GOAL: Leave the pictures out, and retype all of the material exactly as written.

RECORDED INFORMATION:
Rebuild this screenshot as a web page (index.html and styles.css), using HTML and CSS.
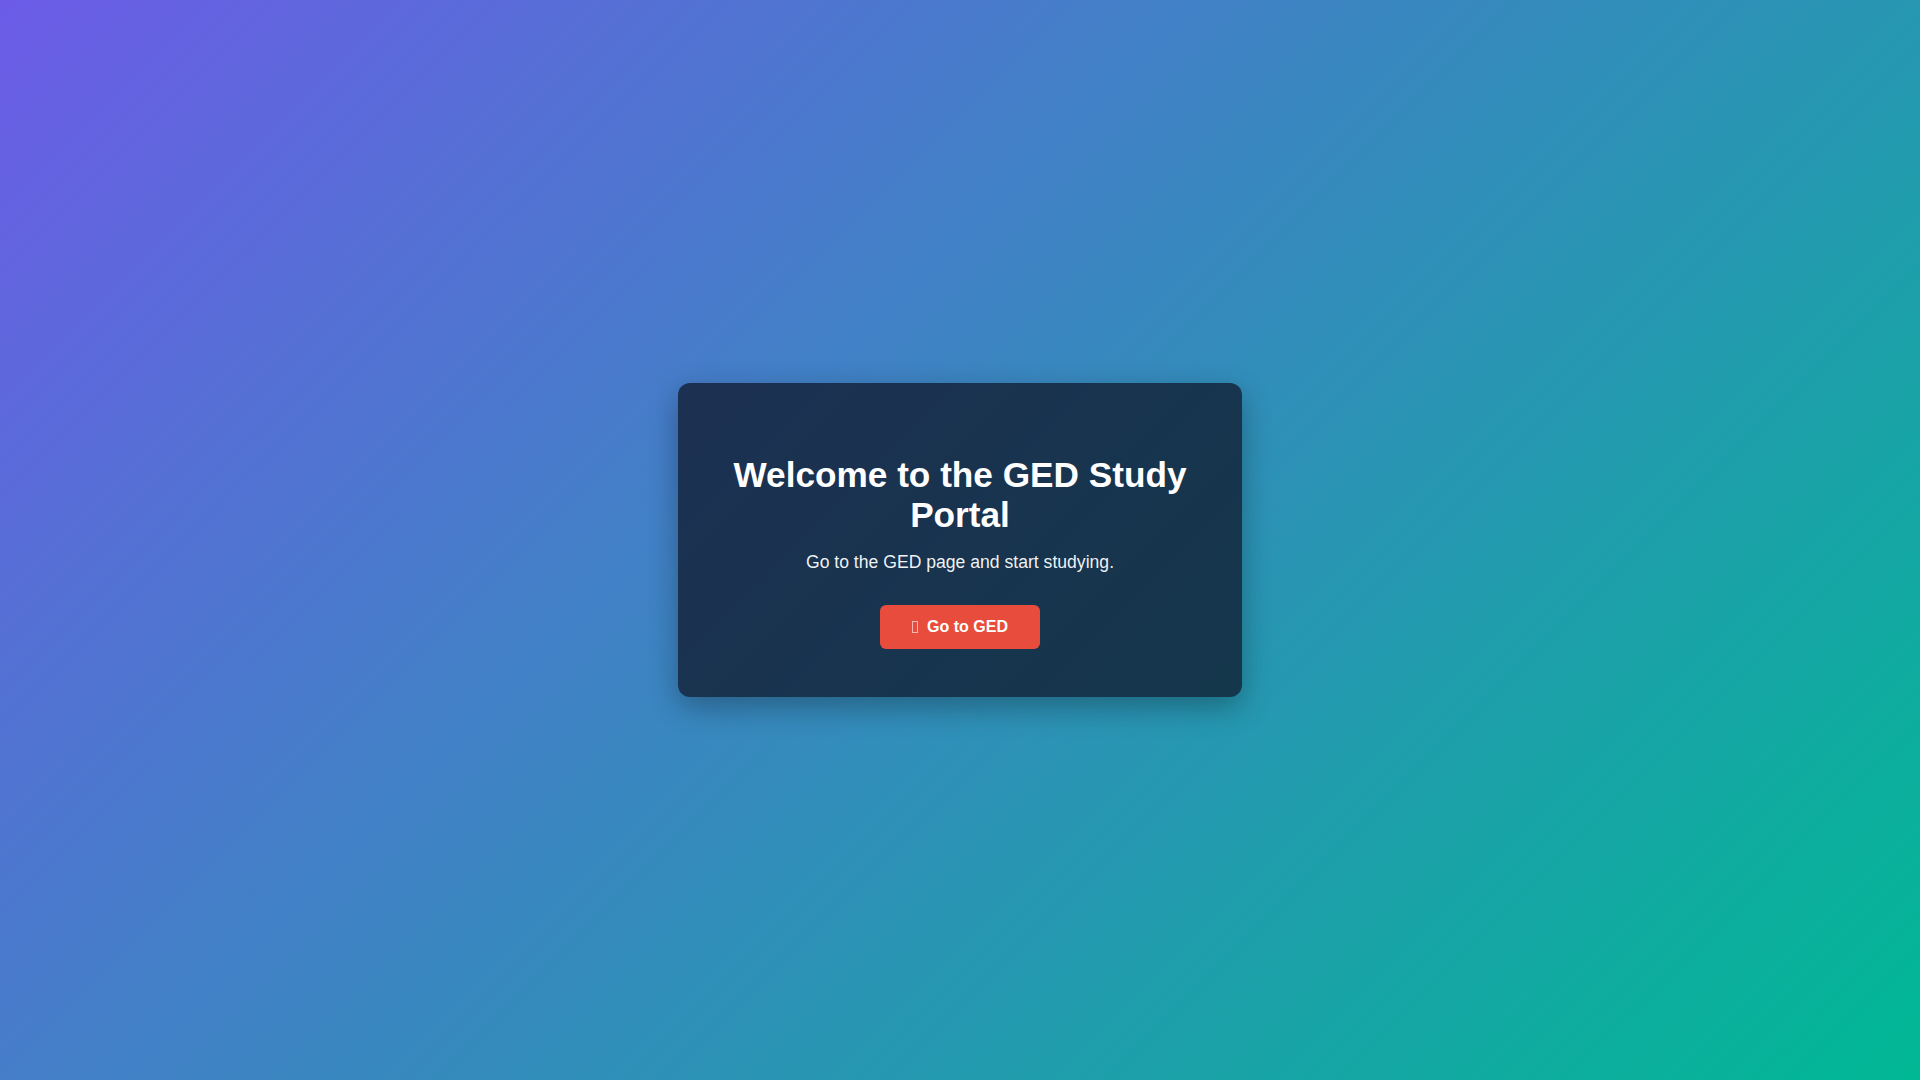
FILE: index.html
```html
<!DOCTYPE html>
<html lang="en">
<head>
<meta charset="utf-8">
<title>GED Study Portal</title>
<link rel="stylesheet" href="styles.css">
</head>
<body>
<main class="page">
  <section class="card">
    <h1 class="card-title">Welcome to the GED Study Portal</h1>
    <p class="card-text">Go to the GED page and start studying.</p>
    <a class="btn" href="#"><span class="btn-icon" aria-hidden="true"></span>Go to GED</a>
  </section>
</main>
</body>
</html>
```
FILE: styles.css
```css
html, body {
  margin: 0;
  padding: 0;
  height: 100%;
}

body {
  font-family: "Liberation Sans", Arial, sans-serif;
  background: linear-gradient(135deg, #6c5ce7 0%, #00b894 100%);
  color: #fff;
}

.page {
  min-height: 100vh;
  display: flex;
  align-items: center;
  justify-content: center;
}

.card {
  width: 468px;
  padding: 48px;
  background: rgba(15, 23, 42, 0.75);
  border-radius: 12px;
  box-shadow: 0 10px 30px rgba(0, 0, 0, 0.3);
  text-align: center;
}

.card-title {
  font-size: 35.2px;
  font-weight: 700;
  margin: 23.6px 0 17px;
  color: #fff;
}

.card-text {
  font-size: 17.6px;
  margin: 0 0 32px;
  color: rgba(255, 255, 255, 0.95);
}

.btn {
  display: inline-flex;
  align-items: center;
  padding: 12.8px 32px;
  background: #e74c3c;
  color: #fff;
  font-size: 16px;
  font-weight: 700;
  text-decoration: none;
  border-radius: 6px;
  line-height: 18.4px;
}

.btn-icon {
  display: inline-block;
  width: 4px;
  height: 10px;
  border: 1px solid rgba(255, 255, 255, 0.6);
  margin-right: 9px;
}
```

SOLVED PROBLEM:
Rebuild this screenshot as a web page (index.html and styles.css), using HTML and CSS.
FILE: index.html
```html
<!DOCTYPE html>
<html lang="en">
<head>
<meta charset="utf-8">
<title>GED Study Portal</title>
<link rel="stylesheet" href="styles.css">
</head>
<body>
<main class="page">
  <section class="card">
    <h1 class="card-title">Welcome to the GED Study Portal</h1>
    <p class="card-text">Go to the GED page and start studying.</p>
    <a class="btn" href="#"><span class="btn-icon" aria-hidden="true"></span>Go to GED</a>
  </section>
</main>
</body>
</html>
```
FILE: styles.css
```css
html, body {
  margin: 0;
  padding: 0;
  height: 100%;
}

body {
  font-family: "Liberation Sans", Arial, sans-serif;
  background: linear-gradient(135deg, #6c5ce7 0%, #00b894 100%);
  color: #fff;
}

.page {
  min-height: 100vh;
  display: flex;
  align-items: center;
  justify-content: center;
}

.card {
  width: 468px;
  padding: 48px;
  background: rgba(15, 23, 42, 0.75);
  border-radius: 12px;
  box-shadow: 0 10px 30px rgba(0, 0, 0, 0.3);
  text-align: center;
}

.card-title {
  font-size: 35.2px;
  font-weight: 700;
  margin: 23.6px 0 17px;
  color: #fff;
}

.card-text {
  font-size: 17.6px;
  margin: 0 0 32px;
  color: rgba(255, 255, 255, 0.95);
}

.btn {
  display: inline-flex;
  align-items: center;
  padding: 12.8px 32px;
  background: #e74c3c;
  color: #fff;
  font-size: 16px;
  font-weight: 700;
  text-decoration: none;
  border-radius: 6px;
  line-height: 18.4px;
}

.btn-icon {
  display: inline-block;
  width: 4px;
  height: 10px;
  border: 1px solid rgba(255, 255, 255, 0.6);
  margin-right: 9px;
}
```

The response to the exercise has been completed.